YOUR GOAL: Omit all images, then return the remaining material exactly as it stands.

DATASET SECTION:
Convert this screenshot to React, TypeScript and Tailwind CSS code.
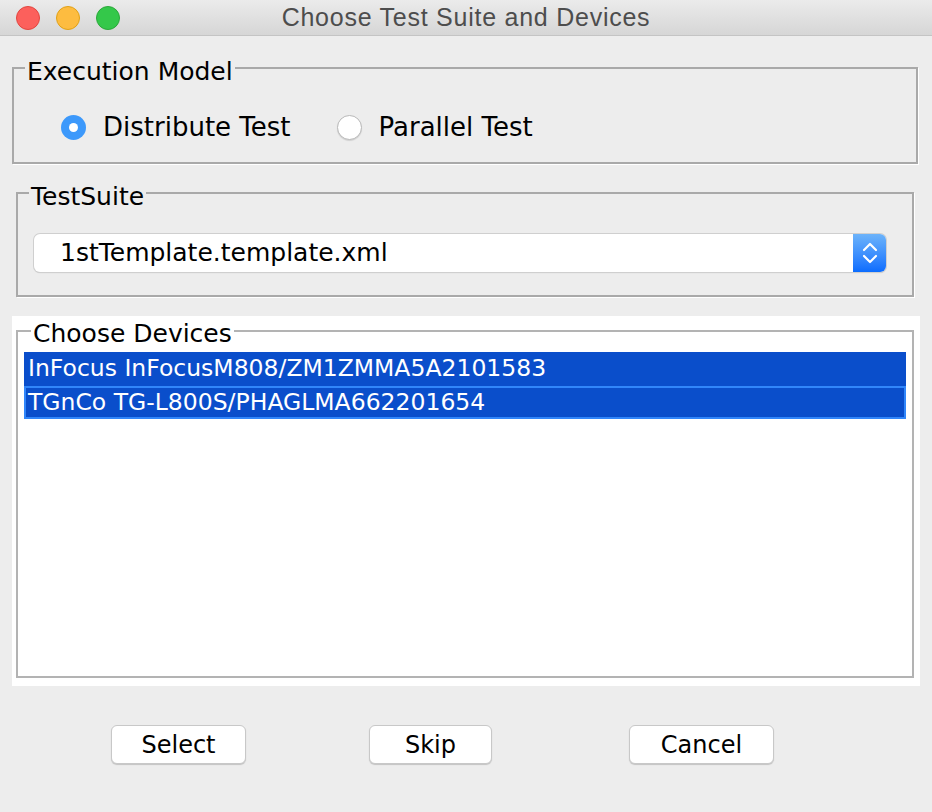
import { useState } from "react";

const devices = [
  "InFocus InFocusM808/ZM1ZMMA5A2101583",
  "TGnCo TG-L800S/PHAGLMA662201654",
];

function Radio({ checked, label, onClick }: { checked: boolean; label: string; onClick: () => void }) {
  return (
    <button type="button" onClick={onClick} className="flex items-center gap-[17px]">
      {checked ? (
        <span className="flex h-[25px] w-[25px] items-center justify-center rounded-full bg-[#3d99fb]">
          <span className="h-[9px] w-[9px] rounded-full bg-white" />
        </span>
      ) : (
        <span className="h-[25px] w-[25px] rounded-full border border-[#b9b9b9] bg-white shadow-[0_1px_1px_rgba(0,0,0,0.12)]" />
      )}
      <span>{label}</span>
    </button>
  );
}

function MacButton({ label, width }: { label: string; width: string }) {
  return (
    <button
      type="button"
      className={`h-[39px] ${width} rounded-[6px] border border-[#c8c8c8] bg-white text-[24px] leading-none text-black shadow-[0_1px_1px_rgba(0,0,0,0.18)]`}
    >
      {label}
    </button>
  );
}

export default function App() {
  const [mode, setMode] = useState("distribute");

  return (
    <div className="h-[812px] w-[932px] overflow-hidden bg-[#ededed] font-['DejaVu_Sans',sans-serif] text-black">
      {/* title bar */}
      <div className="relative flex h-[36px] items-center border-b border-[#c4c4c4] bg-gradient-to-b from-[#ebebeb] to-[#d6d6d6]">
        <div className="flex gap-[16px] pl-[16px]">
          <span className="h-[24px] w-[24px] rounded-full border border-[#e2463f] bg-[#fc605c]" />
          <span className="h-[24px] w-[24px] rounded-full border border-[#e1a116] bg-[#fdbc40]" />
          <span className="h-[24px] w-[24px] rounded-full border border-[#2ba83a] bg-[#34c84a]" />
        </div>
        <div className="absolute inset-0 flex items-center justify-center font-['Liberation_Sans',sans-serif] text-[25px] tracking-[0.75px] text-[#4d4d4d]">
          Choose Test Suite and Devices
        </div>
      </div>

      {/* Execution Model */}
      <fieldset className="ml-[12px] mt-[16px] h-[112px] w-[906px] border-2 border-[#a9a9a9] shadow-[1px_1px_0_#ffffff] px-0">
        <legend className="ml-[11px] px-[2px] pt-[8px] text-[25px] leading-[24px]">Execution Model</legend>
        <div className="flex items-center gap-[46px] pl-[47px] pt-[24px] text-[26px]">
          <Radio checked={mode === "distribute"} label="Distribute Test" onClick={() => setMode("distribute")} />
          <Radio checked={mode === "parallel"} label="Parallel Test" onClick={() => setMode("parallel")} />
        </div>
      </fieldset>

      {/* TestSuite */}
      <fieldset className="ml-[16px] mt-[13px] h-[120px] w-[898px] border-2 border-[#a9a9a9] shadow-[1px_1px_0_#ffffff] px-0">
        <legend className="ml-[11px] px-[2px] pt-[8px] text-[25px] leading-[24px]">TestSuite</legend>
        <div className="ml-[16px] mt-[25px] flex h-[38px] w-[852px] items-stretch rounded-[6px] bg-white shadow-[0_0_0_1px_#cfcfcf,0_1px_1px_rgba(0,0,0,0.2)]">
          <div className="flex flex-1 items-center pl-[26px] text-[25px]">1stTemplate.template.xml</div>
          <div className="flex w-[33px] flex-col items-center justify-center gap-[2px] rounded-r-[6px] bg-gradient-to-b from-[#6cb3fa] to-[#0a6cfe]">
            <svg width="16" height="10" viewBox="0 0 16 10" fill="none" stroke="white" strokeWidth="2.2" strokeLinecap="round" strokeLinejoin="round">
              <path d="M2 8 L8 2 L14 8" />
            </svg>
            <svg width="16" height="10" viewBox="0 0 16 10" fill="none" stroke="white" strokeWidth="2.2" strokeLinecap="round" strokeLinejoin="round">
              <path d="M2 2 L8 8 L14 2" />
            </svg>
          </div>
        </div>
      </fieldset>

      {/* Choose Devices */}
      <div className="ml-[12px] mt-[19px] h-[370px] w-[908px] bg-white px-[4px]">
        <fieldset className="h-[362px] w-[898px] border-2 border-[#b3b3b3] px-0">
          <legend className="ml-[13px] px-[2px] pt-[6px] text-[25px] leading-[24px]">Choose Devices</legend>
          <div className="flex flex-col px-[6px] pt-[6px] text-[23.5px] text-white">
            {devices.map((d, i) => (
              <div
                key={d}
                className={
                  i === devices.length - 1
                    ? "flex h-[33px] items-center border-2 border-[#3186fa] bg-[#0a4ecb] pl-[2px]"
                    : "flex h-[34px] items-center bg-[#0a4ecb] pl-[4px]"
                }
              >
                {d}
              </div>
            ))}
          </div>
        </fieldset>
      </div>

      {/* buttons */}
      <div className="mt-[39px] flex items-center">
        <div className="ml-[111px]"><MacButton label="Select" width="w-[135px]" /></div>
        <div className="ml-[123px]"><MacButton label="Skip" width="w-[123px]" /></div>
        <div className="ml-[137px]"><MacButton label="Cancel" width="w-[145px]" /></div>
      </div>
    </div>
  );
}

FINISHED TASK:
Convert this screenshot to React, TypeScript and Tailwind CSS code.
import { useState } from "react";

const devices = [
  "InFocus InFocusM808/ZM1ZMMA5A2101583",
  "TGnCo TG-L800S/PHAGLMA662201654",
];

function Radio({ checked, label, onClick }: { checked: boolean; label: string; onClick: () => void }) {
  return (
    <button type="button" onClick={onClick} className="flex items-center gap-[17px]">
      {checked ? (
        <span className="flex h-[25px] w-[25px] items-center justify-center rounded-full bg-[#3d99fb]">
          <span className="h-[9px] w-[9px] rounded-full bg-white" />
        </span>
      ) : (
        <span className="h-[25px] w-[25px] rounded-full border border-[#b9b9b9] bg-white shadow-[0_1px_1px_rgba(0,0,0,0.12)]" />
      )}
      <span>{label}</span>
    </button>
  );
}

function MacButton({ label, width }: { label: string; width: string }) {
  return (
    <button
      type="button"
      className={`h-[39px] ${width} rounded-[6px] border border-[#c8c8c8] bg-white text-[24px] leading-none text-black shadow-[0_1px_1px_rgba(0,0,0,0.18)]`}
    >
      {label}
    </button>
  );
}

export default function App() {
  const [mode, setMode] = useState("distribute");

  return (
    <div className="h-[812px] w-[932px] overflow-hidden bg-[#ededed] font-['DejaVu_Sans',sans-serif] text-black">
      {/* title bar */}
      <div className="relative flex h-[36px] items-center border-b border-[#c4c4c4] bg-gradient-to-b from-[#ebebeb] to-[#d6d6d6]">
        <div className="flex gap-[16px] pl-[16px]">
          <span className="h-[24px] w-[24px] rounded-full border border-[#e2463f] bg-[#fc605c]" />
          <span className="h-[24px] w-[24px] rounded-full border border-[#e1a116] bg-[#fdbc40]" />
          <span className="h-[24px] w-[24px] rounded-full border border-[#2ba83a] bg-[#34c84a]" />
        </div>
        <div className="absolute inset-0 flex items-center justify-center font-['Liberation_Sans',sans-serif] text-[25px] tracking-[0.75px] text-[#4d4d4d]">
          Choose Test Suite and Devices
        </div>
      </div>

      {/* Execution Model */}
      <fieldset className="ml-[12px] mt-[16px] h-[112px] w-[906px] border-2 border-[#a9a9a9] shadow-[1px_1px_0_#ffffff] px-0">
        <legend className="ml-[11px] px-[2px] pt-[8px] text-[25px] leading-[24px]">Execution Model</legend>
        <div className="flex items-center gap-[46px] pl-[47px] pt-[24px] text-[26px]">
          <Radio checked={mode === "distribute"} label="Distribute Test" onClick={() => setMode("distribute")} />
          <Radio checked={mode === "parallel"} label="Parallel Test" onClick={() => setMode("parallel")} />
        </div>
      </fieldset>

      {/* TestSuite */}
      <fieldset className="ml-[16px] mt-[13px] h-[120px] w-[898px] border-2 border-[#a9a9a9] shadow-[1px_1px_0_#ffffff] px-0">
        <legend className="ml-[11px] px-[2px] pt-[8px] text-[25px] leading-[24px]">TestSuite</legend>
        <div className="ml-[16px] mt-[25px] flex h-[38px] w-[852px] items-stretch rounded-[6px] bg-white shadow-[0_0_0_1px_#cfcfcf,0_1px_1px_rgba(0,0,0,0.2)]">
          <div className="flex flex-1 items-center pl-[26px] text-[25px]">1stTemplate.template.xml</div>
          <div className="flex w-[33px] flex-col items-center justify-center gap-[2px] rounded-r-[6px] bg-gradient-to-b from-[#6cb3fa] to-[#0a6cfe]">
            <svg width="16" height="10" viewBox="0 0 16 10" fill="none" stroke="white" strokeWidth="2.2" strokeLinecap="round" strokeLinejoin="round">
              <path d="M2 8 L8 2 L14 8" />
            </svg>
            <svg width="16" height="10" viewBox="0 0 16 10" fill="none" stroke="white" strokeWidth="2.2" strokeLinecap="round" strokeLinejoin="round">
              <path d="M2 2 L8 8 L14 2" />
            </svg>
          </div>
        </div>
      </fieldset>

      {/* Choose Devices */}
      <div className="ml-[12px] mt-[19px] h-[370px] w-[908px] bg-white px-[4px]">
        <fieldset className="h-[362px] w-[898px] border-2 border-[#b3b3b3] px-0">
          <legend className="ml-[13px] px-[2px] pt-[6px] text-[25px] leading-[24px]">Choose Devices</legend>
          <div className="flex flex-col px-[6px] pt-[6px] text-[23.5px] text-white">
            {devices.map((d, i) => (
              <div
                key={d}
                className={
                  i === devices.length - 1
                    ? "flex h-[33px] items-center border-2 border-[#3186fa] bg-[#0a4ecb] pl-[2px]"
                    : "flex h-[34px] items-center bg-[#0a4ecb] pl-[4px]"
                }
              >
                {d}
              </div>
            ))}
          </div>
        </fieldset>
      </div>

      {/* buttons */}
      <div className="mt-[39px] flex items-center">
        <div className="ml-[111px]"><MacButton label="Select" width="w-[135px]" /></div>
        <div className="ml-[123px]"><MacButton label="Skip" width="w-[123px]" /></div>
        <div className="ml-[137px]"><MacButton label="Cancel" width="w-[145px]" /></div>
      </div>
    </div>
  );
}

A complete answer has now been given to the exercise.